▶ Given problem
Your job is to retype all of the data word for word, leaving every image out.
++++ Data lines
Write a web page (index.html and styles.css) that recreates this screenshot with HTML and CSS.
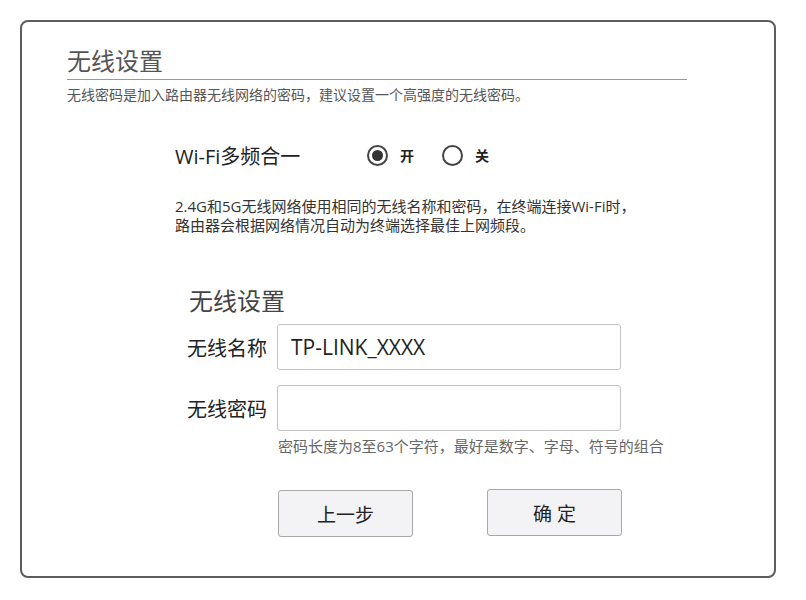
FILE: index.html
```html
<!DOCTYPE html>
<html lang="zh-CN">
<head>
<meta charset="utf-8">
<title>无线设置</title>
<link rel="stylesheet" href="styles.css">
</head>
<body>
<div class="card">
  <div class="header">
    <h1 class="title">无线设置</h1>
  </div>
  <p class="subtitle">无线密码是加入路由器无线网络的密码，建议设置一个高强度的无线密码。</p>

  <div class="section">
    <div class="wifi-row">
      <span class="wifi-label">Wi-Fi多频合一</span>
      <span class="radio checked"></span>
      <span class="radio-text">开</span>
      <span class="radio"></span>
      <span class="radio-text">关</span>
    </div>
    <p class="desc">2.4G和5G无线网络使用相同的无线名称和密码，在终端连接Wi-Fi时，<br>路由器会根据网络情况自动为终端选择最佳上网频段。</p>
  </div>

  <div class="form">
    <h2 class="form-title">无线设置</h2>
    <div class="field">
      <span class="field-label">无线名称</span>
      <div class="input">TP-LINK_XXXX</div>
    </div>
    <div class="field second">
      <span class="field-label">无线密码</span>
      <div class="input"></div>
    </div>
    <p class="hint">密码长度为8至63个字符，最好是数字、字母、符号的组合</p>
  </div>

  <div class="buttons">
    <div class="btn">上一步</div>
    <div class="btn btn-ok">确 定</div>
  </div>
</div>
</body>
</html>
```

FILE: styles.css
```css
html, body {
  margin: 0;
  padding: 0;
  background: #ffffff;
}
body {
  font-family: "Open Sans", "Noto Sans CJK SC", sans-serif;
  color: #333;
}
.card {
  box-sizing: border-box;
  margin: 20px 0 0 20px;
  width: 756px;
  height: 558px;
  border: 2px solid #5c5c5c;
  border-radius: 8px;
  padding: 23px 0 0 45px;
}
.header {
  width: 620px;
  border-bottom: 1px solid #9a9a9a;
}
.title {
  margin: 0;
  font-weight: normal;
  font-size: 24px;
  line-height: 32px;
  padding-bottom: 2px;
  color: #555;
}
.subtitle {
  margin: 6px 0 0 0;
  font-size: 14px;
  line-height: 18px;
  color: #555;
}
.section {
  padding-left: 108px;
}
.wifi-row {
  display: flex;
  align-items: center;
  height: 24px;
  margin-top: 39px;
}
.wifi-label {
  width: 192px;
  font-size: 20px;
  color: #222;
}
.radio {
  box-sizing: border-box;
  width: 21px;
  height: 21px;
  border: 2px solid #444;
  border-radius: 50%;
  display: flex;
  align-items: center;
  justify-content: center;
}
.radio.checked::after {
  content: "";
  width: 11px;
  height: 11px;
  border-radius: 50%;
  background: #333;
}
.radio-text {
  margin-left: 12px;
  font-size: 14px;
  font-weight: bold;
  color: #222;
  width: 42px;
}
.desc {
  margin: 30px 0 0 0;
  font-size: 15px;
  line-height: 19px;
  color: #333;
}
.form {
  padding-left: 120px;
}
.form-title {
  margin: 50px 0 0 2px;
  font-weight: normal;
  font-size: 24px;
  line-height: 32px;
  color: #444;
}
.field {
  display: flex;
  align-items: center;
  margin-top: 7px;
}
.field.second {
  margin-top: 15px;
}
.field-label {
  width: 90px;
  font-size: 20px;
  color: #222;
}
.input {
  box-sizing: border-box;
  width: 344px;
  height: 46px;
  border: 1px solid #c4c4c4;
  border-radius: 3px;
  padding-left: 13px;
  font-size: 21px;
  line-height: 44px;
  color: #222;
}
.hint {
  margin: 5px 0 0 91px;
  font-size: 15px;
  line-height: 20px;
  color: #666;
}
.buttons {
  display: flex;
  gap: 74px;
  margin-top: 34px;
  padding-left: 211px;
}
.btn {
  box-sizing: border-box;
  width: 135px;
  height: 47px;
  border: 1px solid #a8a8a8;
  border-radius: 3px;
  background: #f3f3f6;
  display: flex;
  align-items: center;
  justify-content: center;
  font-size: 19px;
  color: #222;
}
.btn-ok {
  margin-top: -1px;
}
```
++++++++
▶ Answer to the exercise
Write a web page (index.html and styles.css) that recreates this screenshot with HTML and CSS.
FILE: index.html
```html
<!DOCTYPE html>
<html lang="zh-CN">
<head>
<meta charset="utf-8">
<title>无线设置</title>
<link rel="stylesheet" href="styles.css">
</head>
<body>
<div class="card">
  <div class="header">
    <h1 class="title">无线设置</h1>
  </div>
  <p class="subtitle">无线密码是加入路由器无线网络的密码，建议设置一个高强度的无线密码。</p>

  <div class="section">
    <div class="wifi-row">
      <span class="wifi-label">Wi-Fi多频合一</span>
      <span class="radio checked"></span>
      <span class="radio-text">开</span>
      <span class="radio"></span>
      <span class="radio-text">关</span>
    </div>
    <p class="desc">2.4G和5G无线网络使用相同的无线名称和密码，在终端连接Wi-Fi时，<br>路由器会根据网络情况自动为终端选择最佳上网频段。</p>
  </div>

  <div class="form">
    <h2 class="form-title">无线设置</h2>
    <div class="field">
      <span class="field-label">无线名称</span>
      <div class="input">TP-LINK_XXXX</div>
    </div>
    <div class="field second">
      <span class="field-label">无线密码</span>
      <div class="input"></div>
    </div>
    <p class="hint">密码长度为8至63个字符，最好是数字、字母、符号的组合</p>
  </div>

  <div class="buttons">
    <div class="btn">上一步</div>
    <div class="btn btn-ok">确 定</div>
  </div>
</div>
</body>
</html>
```

FILE: styles.css
```css
html, body {
  margin: 0;
  padding: 0;
  background: #ffffff;
}
body {
  font-family: "Open Sans", "Noto Sans CJK SC", sans-serif;
  color: #333;
}
.card {
  box-sizing: border-box;
  margin: 20px 0 0 20px;
  width: 756px;
  height: 558px;
  border: 2px solid #5c5c5c;
  border-radius: 8px;
  padding: 23px 0 0 45px;
}
.header {
  width: 620px;
  border-bottom: 1px solid #9a9a9a;
}
.title {
  margin: 0;
  font-weight: normal;
  font-size: 24px;
  line-height: 32px;
  padding-bottom: 2px;
  color: #555;
}
.subtitle {
  margin: 6px 0 0 0;
  font-size: 14px;
  line-height: 18px;
  color: #555;
}
.section {
  padding-left: 108px;
}
.wifi-row {
  display: flex;
  align-items: center;
  height: 24px;
  margin-top: 39px;
}
.wifi-label {
  width: 192px;
  font-size: 20px;
  color: #222;
}
.radio {
  box-sizing: border-box;
  width: 21px;
  height: 21px;
  border: 2px solid #444;
  border-radius: 50%;
  display: flex;
  align-items: center;
  justify-content: center;
}
.radio.checked::after {
  content: "";
  width: 11px;
  height: 11px;
  border-radius: 50%;
  background: #333;
}
.radio-text {
  margin-left: 12px;
  font-size: 14px;
  font-weight: bold;
  color: #222;
  width: 42px;
}
.desc {
  margin: 30px 0 0 0;
  font-size: 15px;
  line-height: 19px;
  color: #333;
}
.form {
  padding-left: 120px;
}
.form-title {
  margin: 50px 0 0 2px;
  font-weight: normal;
  font-size: 24px;
  line-height: 32px;
  color: #444;
}
.field {
  display: flex;
  align-items: center;
  margin-top: 7px;
}
.field.second {
  margin-top: 15px;
}
.field-label {
  width: 90px;
  font-size: 20px;
  color: #222;
}
.input {
  box-sizing: border-box;
  width: 344px;
  height: 46px;
  border: 1px solid #c4c4c4;
  border-radius: 3px;
  padding-left: 13px;
  font-size: 21px;
  line-height: 44px;
  color: #222;
}
.hint {
  margin: 5px 0 0 91px;
  font-size: 15px;
  line-height: 20px;
  color: #666;
}
.buttons {
  display: flex;
  gap: 74px;
  margin-top: 34px;
  padding-left: 211px;
}
.btn {
  box-sizing: border-box;
  width: 135px;
  height: 47px;
  border: 1px solid #a8a8a8;
  border-radius: 3px;
  background: #f3f3f6;
  display: flex;
  align-items: center;
  justify-content: center;
  font-size: 19px;
  color: #222;
}
.btn-ok {
  margin-top: -1px;
}
```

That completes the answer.